Monday, January 28, 2008

data.frame in R (the key object)

I've been wading through R trying to figure out how it all works. It looks like the most important data structure is the data frame, and here I demo how to make a dataframe that a person can then play with. Yes, you can import data from a spreadsheet, but a person should understand the underlying data structure.

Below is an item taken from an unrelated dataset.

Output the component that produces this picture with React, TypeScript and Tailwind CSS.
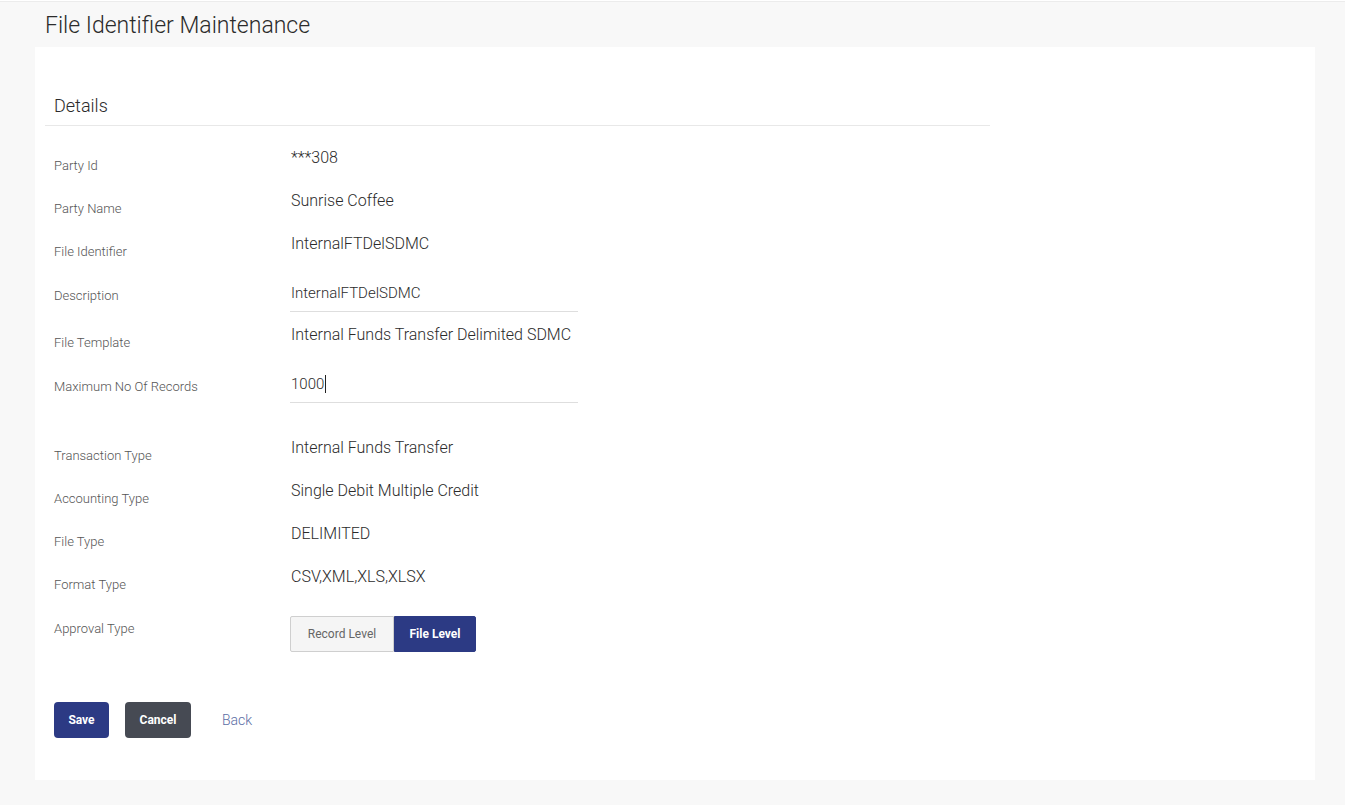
import React from "react";

const FONT = { fontFamily: "Roboto, 'Open Sans', Arial, sans-serif" };

// plain read-only row: value sits 8px higher than the label
function TextRow({ label, value, h = "h-[43px]" }: { label: string; value: string; h?: string }) {
  return (
    <div className={`flex ${h}`}>
      <div className="w-[237px] shrink-0 pt-[10px] text-[13px] leading-[18px] font-light text-[#555555]">{label}</div>
      <div className="text-[16px] leading-[22px] font-light text-[#2b2b2b]">{value}</div>
    </div>
  );
}

function InputRow({ label, value, caret, h }: { label: string; value: string; caret?: boolean; h: string }) {
  return (
    <div className={`flex items-start ${h}`}>
      <div className="w-[237px] shrink-0 pt-[5px] text-[13px] leading-[18px] font-light text-[#555555]">{label}</div>
      <div className="w-[288px] -ml-px border-b border-[#dedede] pb-[7px] pl-px text-[15px] leading-[22px] font-light text-[#2b2b2b]">
        {value}
        {caret && <span className="inline-block w-px h-[18px] bg-[#222] align-middle ml-px -mt-[2px]" />}
      </div>
    </div>
  );
}

export default function App() {
  return (
    <div className="min-h-[805px] bg-[#f8f8f8] border-t border-[#ececec] mt-px" style={FONT}>
      <div className="h-[45px] pl-[45px] pt-[9px] text-[23px] leading-[30px] font-light text-[#2b2b2b]">
        File Identifier Maintenance
      </div>

      <div className="ml-[35px] w-[1280px] h-[733px] bg-white px-[10px]">
        <div className="pt-[47px] pl-[9px] text-[18px] leading-[24px] font-light text-[#2b2b2b]">Details</div>
        <div className="w-[945px] mt-[7px] border-b border-[#e8e8e8]" />

        <div className="pl-[9px] pt-[21px]">
          <TextRow label="Party Id" value="***308" />
          <TextRow label="Party Name" value="Sunrise Coffee" />
          <TextRow label="File Identifier" value="InternalFTDelSDMC" h="h-[49px]" />
          <InputRow label="Description" value="InternalFTDelSDMC" h="h-[42px]" />
          <TextRow label="File Template" value="Internal Funds Transfer Delimited SDMC" h="h-[49px]" />
          <InputRow label="Maximum No Of Records" value="1000" caret h="h-[64px]" />
          <TextRow label="Transaction Type" value="Internal Funds Transfer" />
          <TextRow label="Accounting Type" value="Single Debit Multiple Credit" />
          <TextRow label="File Type" value="DELIMITED" />
          <TextRow label="Format Type" value="CSV,XML,XLS,XLSX" />

          <div className="flex h-[93px]">
            <div className="w-[236px] shrink-0 pt-[11px] text-[13px] leading-[18px] font-light text-[#555555]">Approval Type</div>
            <div className="mt-[7px] flex h-[36px] text-[12px]">
              <button className="w-[104px] bg-[#f5f5f5] border border-[#cfcfcf] rounded-l-[2px] text-[#666666]">
                Record Level
              </button>
              <button className="w-[82px] bg-[#2c3a84] border border-[#2c3a84] rounded-r-[2px] text-white font-bold">
                File Level
              </button>
            </div>
          </div>

          <div className="flex items-center gap-4">
            <button className="w-[55px] h-[36px] rounded-[4px] bg-[#2c3a84] text-white text-[12px] font-bold">Save</button>
            <button className="w-[66px] h-[36px] rounded-[4px] bg-[#464a53] text-white text-[12px] font-bold">Cancel</button>
            <button className="ml-[15px] text-[14px] font-light text-[#5b6ea5]">Back</button>
          </div>
        </div>
      </div>
    </div>
  );
}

A data.frame is just a list of vectors or matrices where each has the same number of rows (think of the vectors as columns). It really is just the same as data in a spreadsheet:


In fact, when one reads in this type of info, one gets a data.frame back:

df = read.csv(".csv", quote="") # <-reads an unquoted csv file with headers

So, assuming we have some data like the above, now lets make it in R:

> var1 <- c(1,0,3) # '<-' is the assignment operator (like a directional '=')
# 'c()' is the concatenate operator (makes lists of things)
> var2 <- c(3,2,8)
> var3 <- array( c(4,3,2), c(3) ) # here's how you make a more mathematical vector

> fac1 <- c("hot", "cold", "cold")
> fac2 <- c("TX","WI","UT")

# alright, lets add all this stuff together into a dataframe:

> df <- data.frame(var1,var2,var3,fac1,fac2, row.names=NULL, check.rows=TRUE)

# creates this:
var1 var2 var3 fac1 fac2
1 1 3 4 hot TX
2 0 2 3 cold WI
3 3 8 2 cold UT

# want to see the names of the columns in the dataset:
> names(df)
[1] "var1" "var2" "var3" "fac1" "fac2"

# change the names:
> names(df) <- c("height", "weight", "nose.length", "temp", "state")
> df
height weight nose.length temp state
1 1 3 4 hot TX
2 0 2 3 cold WI
3 3 8 2 cold UT

# so, now we have a data.frame, the preferred data structure in R. Let the magic begin:

> plot(df)

1 comment:

EGP said...

Thanks, it is helpful to know the why behind things.